Raw records
━━━━━━━━━━━━━━━━━━━━

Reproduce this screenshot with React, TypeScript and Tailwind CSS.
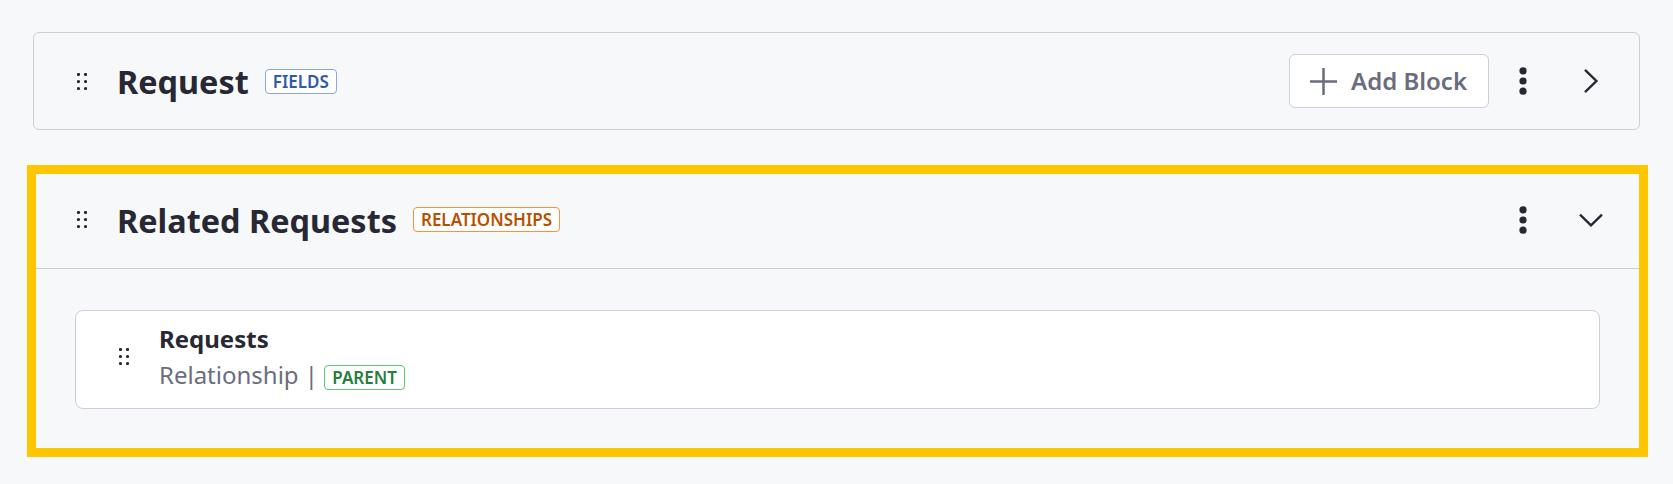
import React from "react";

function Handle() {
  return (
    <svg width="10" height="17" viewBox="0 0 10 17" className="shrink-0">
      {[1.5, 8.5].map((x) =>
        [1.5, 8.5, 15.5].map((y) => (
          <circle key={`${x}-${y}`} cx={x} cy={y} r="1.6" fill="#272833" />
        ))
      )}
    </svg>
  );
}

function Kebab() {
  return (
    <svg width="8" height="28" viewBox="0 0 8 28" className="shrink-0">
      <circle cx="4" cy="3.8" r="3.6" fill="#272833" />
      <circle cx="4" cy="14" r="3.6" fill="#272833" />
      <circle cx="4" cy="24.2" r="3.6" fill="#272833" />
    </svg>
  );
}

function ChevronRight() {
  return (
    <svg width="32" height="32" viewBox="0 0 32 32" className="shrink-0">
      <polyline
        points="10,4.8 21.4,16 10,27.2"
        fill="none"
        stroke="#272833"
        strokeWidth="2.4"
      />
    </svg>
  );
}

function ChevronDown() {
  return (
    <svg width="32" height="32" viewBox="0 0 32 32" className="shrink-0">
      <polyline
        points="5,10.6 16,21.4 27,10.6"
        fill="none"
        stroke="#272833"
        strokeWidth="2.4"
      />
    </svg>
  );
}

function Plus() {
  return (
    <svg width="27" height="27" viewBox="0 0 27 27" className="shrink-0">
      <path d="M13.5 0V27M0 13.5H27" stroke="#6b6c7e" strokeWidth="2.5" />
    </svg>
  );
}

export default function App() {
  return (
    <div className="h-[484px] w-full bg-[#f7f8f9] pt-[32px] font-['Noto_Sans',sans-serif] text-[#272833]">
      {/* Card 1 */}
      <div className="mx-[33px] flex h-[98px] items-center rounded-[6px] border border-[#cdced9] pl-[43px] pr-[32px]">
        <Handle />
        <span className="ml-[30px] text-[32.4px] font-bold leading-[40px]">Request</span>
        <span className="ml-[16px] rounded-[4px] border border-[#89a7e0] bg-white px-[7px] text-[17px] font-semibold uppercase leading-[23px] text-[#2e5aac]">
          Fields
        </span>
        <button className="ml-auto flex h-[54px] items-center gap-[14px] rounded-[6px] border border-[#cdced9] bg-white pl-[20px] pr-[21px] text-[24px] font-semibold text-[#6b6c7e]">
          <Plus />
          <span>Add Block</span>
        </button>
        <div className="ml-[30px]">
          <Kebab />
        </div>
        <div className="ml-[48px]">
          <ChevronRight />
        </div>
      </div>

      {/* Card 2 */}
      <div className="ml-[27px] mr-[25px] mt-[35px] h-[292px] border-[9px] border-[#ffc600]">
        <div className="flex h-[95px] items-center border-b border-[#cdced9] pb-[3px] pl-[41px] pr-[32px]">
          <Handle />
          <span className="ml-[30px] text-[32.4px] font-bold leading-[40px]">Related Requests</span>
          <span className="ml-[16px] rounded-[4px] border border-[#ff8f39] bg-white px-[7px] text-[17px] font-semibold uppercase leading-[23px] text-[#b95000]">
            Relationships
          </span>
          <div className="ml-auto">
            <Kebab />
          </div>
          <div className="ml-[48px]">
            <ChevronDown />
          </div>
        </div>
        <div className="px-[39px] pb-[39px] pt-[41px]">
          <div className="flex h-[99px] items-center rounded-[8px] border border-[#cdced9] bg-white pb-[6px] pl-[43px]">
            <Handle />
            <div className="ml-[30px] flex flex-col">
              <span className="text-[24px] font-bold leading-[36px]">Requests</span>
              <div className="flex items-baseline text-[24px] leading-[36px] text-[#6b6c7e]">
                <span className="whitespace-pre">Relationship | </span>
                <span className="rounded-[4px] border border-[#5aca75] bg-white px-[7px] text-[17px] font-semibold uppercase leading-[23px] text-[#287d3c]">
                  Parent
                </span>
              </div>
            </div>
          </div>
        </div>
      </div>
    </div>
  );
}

━━━━━━━━━━━━━━━━━━━━

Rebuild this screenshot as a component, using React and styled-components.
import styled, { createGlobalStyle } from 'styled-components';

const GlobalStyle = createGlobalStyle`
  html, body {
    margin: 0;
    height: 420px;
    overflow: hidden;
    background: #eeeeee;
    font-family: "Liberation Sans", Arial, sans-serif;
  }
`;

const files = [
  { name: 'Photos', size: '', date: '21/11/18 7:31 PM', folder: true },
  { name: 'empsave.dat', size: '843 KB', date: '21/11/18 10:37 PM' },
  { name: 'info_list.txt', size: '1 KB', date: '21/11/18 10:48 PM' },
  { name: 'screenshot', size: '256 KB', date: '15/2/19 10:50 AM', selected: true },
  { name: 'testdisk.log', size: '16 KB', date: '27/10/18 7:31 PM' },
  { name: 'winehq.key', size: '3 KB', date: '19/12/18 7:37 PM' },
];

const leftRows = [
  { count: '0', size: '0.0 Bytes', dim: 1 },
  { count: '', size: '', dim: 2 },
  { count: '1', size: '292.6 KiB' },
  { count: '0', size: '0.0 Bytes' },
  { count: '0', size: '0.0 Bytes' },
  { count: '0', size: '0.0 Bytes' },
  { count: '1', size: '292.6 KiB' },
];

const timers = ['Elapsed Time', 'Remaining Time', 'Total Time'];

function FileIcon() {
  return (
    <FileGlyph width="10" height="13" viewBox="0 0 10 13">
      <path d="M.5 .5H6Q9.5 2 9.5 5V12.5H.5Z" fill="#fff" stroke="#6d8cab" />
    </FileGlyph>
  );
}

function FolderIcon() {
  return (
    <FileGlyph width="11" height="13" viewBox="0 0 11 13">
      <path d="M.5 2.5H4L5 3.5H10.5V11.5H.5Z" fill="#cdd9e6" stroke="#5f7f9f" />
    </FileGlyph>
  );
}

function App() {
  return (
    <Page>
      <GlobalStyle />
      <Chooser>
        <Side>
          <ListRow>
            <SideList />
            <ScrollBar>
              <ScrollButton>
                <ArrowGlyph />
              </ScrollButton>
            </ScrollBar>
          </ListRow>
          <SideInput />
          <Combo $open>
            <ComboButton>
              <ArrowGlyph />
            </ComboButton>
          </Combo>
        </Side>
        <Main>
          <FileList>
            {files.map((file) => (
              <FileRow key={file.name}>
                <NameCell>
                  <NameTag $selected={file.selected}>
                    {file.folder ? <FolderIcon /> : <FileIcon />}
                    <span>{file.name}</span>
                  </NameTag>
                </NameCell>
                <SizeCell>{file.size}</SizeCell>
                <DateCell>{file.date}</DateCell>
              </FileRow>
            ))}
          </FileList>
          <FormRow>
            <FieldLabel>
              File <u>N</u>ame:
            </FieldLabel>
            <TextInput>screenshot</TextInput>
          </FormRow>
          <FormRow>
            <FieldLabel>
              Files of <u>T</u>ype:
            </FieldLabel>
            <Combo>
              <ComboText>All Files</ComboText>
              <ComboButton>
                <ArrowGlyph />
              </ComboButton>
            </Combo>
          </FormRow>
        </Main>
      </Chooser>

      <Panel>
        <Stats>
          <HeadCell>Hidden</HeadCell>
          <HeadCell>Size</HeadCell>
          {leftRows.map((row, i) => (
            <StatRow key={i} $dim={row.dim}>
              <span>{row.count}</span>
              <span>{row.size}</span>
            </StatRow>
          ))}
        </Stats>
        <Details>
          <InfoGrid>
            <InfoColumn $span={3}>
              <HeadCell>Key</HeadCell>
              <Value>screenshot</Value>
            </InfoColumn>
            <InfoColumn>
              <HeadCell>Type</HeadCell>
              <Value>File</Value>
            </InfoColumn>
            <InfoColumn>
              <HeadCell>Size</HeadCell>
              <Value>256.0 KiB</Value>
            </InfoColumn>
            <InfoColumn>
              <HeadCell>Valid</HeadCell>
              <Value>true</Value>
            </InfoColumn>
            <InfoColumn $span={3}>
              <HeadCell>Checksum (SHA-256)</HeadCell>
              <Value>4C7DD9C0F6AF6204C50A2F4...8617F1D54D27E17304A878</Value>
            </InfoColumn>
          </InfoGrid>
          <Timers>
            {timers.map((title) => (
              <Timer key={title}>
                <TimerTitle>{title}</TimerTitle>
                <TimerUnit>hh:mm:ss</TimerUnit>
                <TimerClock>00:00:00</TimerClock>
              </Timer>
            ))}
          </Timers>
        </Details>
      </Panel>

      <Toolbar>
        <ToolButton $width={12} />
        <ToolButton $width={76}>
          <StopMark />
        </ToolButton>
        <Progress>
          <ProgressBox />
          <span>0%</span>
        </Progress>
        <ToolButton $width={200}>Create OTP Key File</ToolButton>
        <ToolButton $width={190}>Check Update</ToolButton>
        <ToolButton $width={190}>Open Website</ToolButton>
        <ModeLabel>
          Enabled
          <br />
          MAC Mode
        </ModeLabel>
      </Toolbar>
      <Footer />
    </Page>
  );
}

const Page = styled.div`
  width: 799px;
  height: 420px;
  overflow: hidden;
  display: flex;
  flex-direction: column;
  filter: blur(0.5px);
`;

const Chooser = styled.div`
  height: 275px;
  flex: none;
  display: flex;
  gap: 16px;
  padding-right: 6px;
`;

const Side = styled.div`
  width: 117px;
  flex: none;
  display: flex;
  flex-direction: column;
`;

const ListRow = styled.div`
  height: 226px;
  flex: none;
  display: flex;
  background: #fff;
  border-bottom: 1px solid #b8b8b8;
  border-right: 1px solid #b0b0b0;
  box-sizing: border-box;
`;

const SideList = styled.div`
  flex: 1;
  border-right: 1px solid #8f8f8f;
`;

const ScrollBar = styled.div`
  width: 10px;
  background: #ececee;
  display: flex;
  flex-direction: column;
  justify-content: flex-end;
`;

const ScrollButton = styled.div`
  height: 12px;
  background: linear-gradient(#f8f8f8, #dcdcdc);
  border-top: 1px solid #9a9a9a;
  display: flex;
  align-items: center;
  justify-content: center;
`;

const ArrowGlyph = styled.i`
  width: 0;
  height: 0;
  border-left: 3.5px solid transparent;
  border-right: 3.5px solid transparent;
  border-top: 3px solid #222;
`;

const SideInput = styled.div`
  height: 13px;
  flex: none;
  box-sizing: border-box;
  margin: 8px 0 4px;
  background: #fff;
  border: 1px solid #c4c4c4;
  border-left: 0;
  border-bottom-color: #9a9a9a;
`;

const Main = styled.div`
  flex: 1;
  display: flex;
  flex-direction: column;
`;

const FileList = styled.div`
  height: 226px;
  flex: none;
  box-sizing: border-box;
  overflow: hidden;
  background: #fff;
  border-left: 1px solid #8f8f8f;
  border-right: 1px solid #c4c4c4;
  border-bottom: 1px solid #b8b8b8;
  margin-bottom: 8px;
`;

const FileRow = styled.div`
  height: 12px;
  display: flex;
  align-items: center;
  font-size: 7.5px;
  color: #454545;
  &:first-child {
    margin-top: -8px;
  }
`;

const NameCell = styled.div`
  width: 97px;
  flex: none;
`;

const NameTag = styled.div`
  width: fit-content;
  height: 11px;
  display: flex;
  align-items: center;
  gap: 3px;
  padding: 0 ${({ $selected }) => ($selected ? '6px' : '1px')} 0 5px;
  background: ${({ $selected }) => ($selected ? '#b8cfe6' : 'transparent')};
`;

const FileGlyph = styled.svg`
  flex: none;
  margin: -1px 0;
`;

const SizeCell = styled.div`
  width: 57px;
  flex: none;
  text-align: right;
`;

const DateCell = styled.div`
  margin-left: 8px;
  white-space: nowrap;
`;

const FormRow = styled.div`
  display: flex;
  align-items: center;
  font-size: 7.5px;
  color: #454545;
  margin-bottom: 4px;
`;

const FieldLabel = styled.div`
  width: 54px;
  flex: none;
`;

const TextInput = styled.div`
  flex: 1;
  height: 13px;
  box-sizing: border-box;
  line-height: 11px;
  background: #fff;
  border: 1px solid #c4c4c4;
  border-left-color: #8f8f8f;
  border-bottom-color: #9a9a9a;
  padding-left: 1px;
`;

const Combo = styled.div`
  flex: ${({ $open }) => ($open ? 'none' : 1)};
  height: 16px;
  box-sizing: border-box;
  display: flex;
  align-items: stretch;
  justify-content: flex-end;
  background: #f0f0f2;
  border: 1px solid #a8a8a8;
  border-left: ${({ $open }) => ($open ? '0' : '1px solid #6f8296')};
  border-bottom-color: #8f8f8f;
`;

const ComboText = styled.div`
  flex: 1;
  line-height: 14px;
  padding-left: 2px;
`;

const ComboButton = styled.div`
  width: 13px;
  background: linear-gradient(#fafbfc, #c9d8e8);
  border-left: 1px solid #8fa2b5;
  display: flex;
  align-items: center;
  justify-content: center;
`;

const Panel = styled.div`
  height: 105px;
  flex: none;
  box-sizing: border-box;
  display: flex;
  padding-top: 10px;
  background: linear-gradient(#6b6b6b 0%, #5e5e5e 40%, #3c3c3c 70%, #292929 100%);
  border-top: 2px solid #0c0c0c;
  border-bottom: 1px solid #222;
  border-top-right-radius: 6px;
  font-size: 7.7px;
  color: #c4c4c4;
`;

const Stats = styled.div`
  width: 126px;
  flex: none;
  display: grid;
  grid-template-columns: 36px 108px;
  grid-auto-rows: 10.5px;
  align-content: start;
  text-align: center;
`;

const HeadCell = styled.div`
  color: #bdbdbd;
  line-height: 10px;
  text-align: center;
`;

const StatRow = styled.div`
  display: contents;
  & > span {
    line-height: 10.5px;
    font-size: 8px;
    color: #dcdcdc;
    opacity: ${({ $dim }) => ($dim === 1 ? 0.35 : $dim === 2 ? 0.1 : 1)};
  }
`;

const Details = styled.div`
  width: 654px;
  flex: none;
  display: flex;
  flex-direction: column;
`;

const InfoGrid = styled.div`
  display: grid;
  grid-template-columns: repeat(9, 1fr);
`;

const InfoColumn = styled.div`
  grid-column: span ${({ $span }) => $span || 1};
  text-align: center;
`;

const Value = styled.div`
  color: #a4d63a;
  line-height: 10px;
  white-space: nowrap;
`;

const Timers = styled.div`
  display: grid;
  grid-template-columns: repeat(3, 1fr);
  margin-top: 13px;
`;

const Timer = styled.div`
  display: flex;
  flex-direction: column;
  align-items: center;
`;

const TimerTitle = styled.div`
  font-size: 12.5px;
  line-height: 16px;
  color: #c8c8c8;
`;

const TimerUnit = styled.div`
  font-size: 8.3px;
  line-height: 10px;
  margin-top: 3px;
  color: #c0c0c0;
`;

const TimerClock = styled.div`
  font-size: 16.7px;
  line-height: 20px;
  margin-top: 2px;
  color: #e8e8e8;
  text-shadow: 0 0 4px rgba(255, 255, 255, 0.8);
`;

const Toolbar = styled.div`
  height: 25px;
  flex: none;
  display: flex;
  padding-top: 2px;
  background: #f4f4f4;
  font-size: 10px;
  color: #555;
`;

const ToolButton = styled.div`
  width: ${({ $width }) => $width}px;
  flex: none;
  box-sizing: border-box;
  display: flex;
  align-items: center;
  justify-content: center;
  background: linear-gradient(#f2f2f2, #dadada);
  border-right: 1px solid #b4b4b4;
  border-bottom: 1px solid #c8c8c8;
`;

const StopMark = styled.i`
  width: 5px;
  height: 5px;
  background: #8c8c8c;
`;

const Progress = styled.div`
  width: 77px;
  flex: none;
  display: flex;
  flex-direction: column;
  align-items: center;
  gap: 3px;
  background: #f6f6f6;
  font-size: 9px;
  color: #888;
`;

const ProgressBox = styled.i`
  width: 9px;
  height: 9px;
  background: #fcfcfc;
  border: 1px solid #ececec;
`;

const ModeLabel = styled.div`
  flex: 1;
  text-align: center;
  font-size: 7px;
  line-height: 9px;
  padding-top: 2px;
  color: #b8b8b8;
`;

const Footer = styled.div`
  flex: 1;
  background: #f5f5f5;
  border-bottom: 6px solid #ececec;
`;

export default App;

━━━━━━━━━━━━━━━━━━━━

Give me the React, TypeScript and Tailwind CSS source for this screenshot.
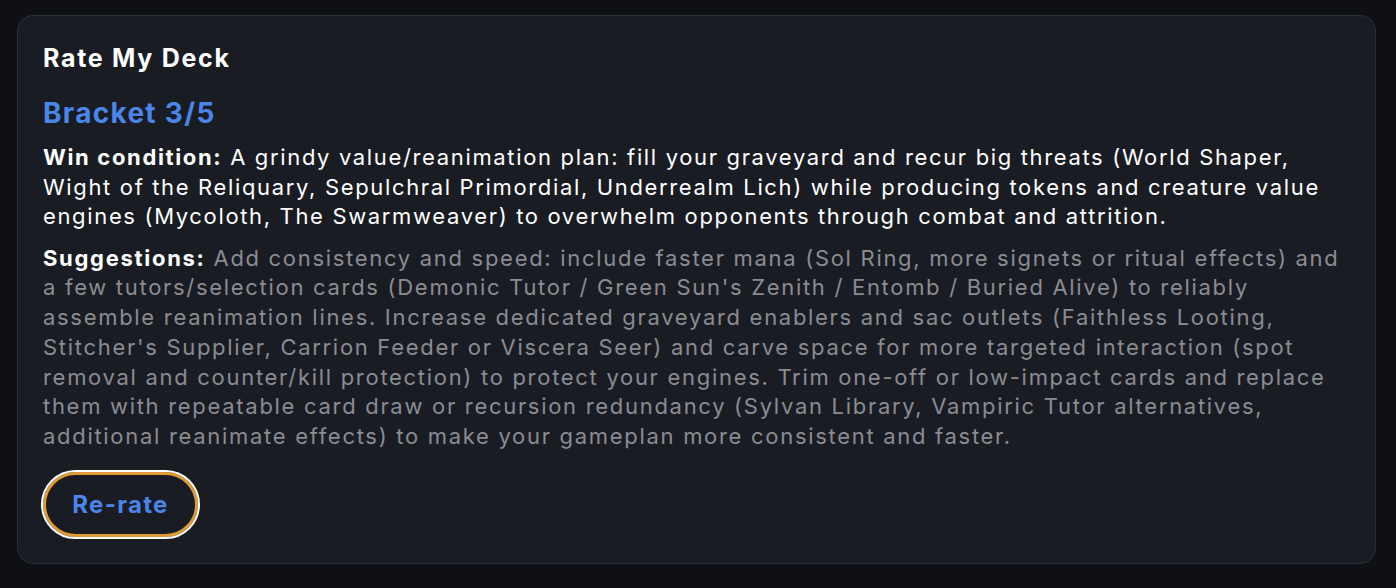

━━━━━━━━━━━━━━━━━━━━

Task directions
Each line that contains the string "screenshot" counts once; report how many such lines the entries have, giving only the number.

Worked solution
6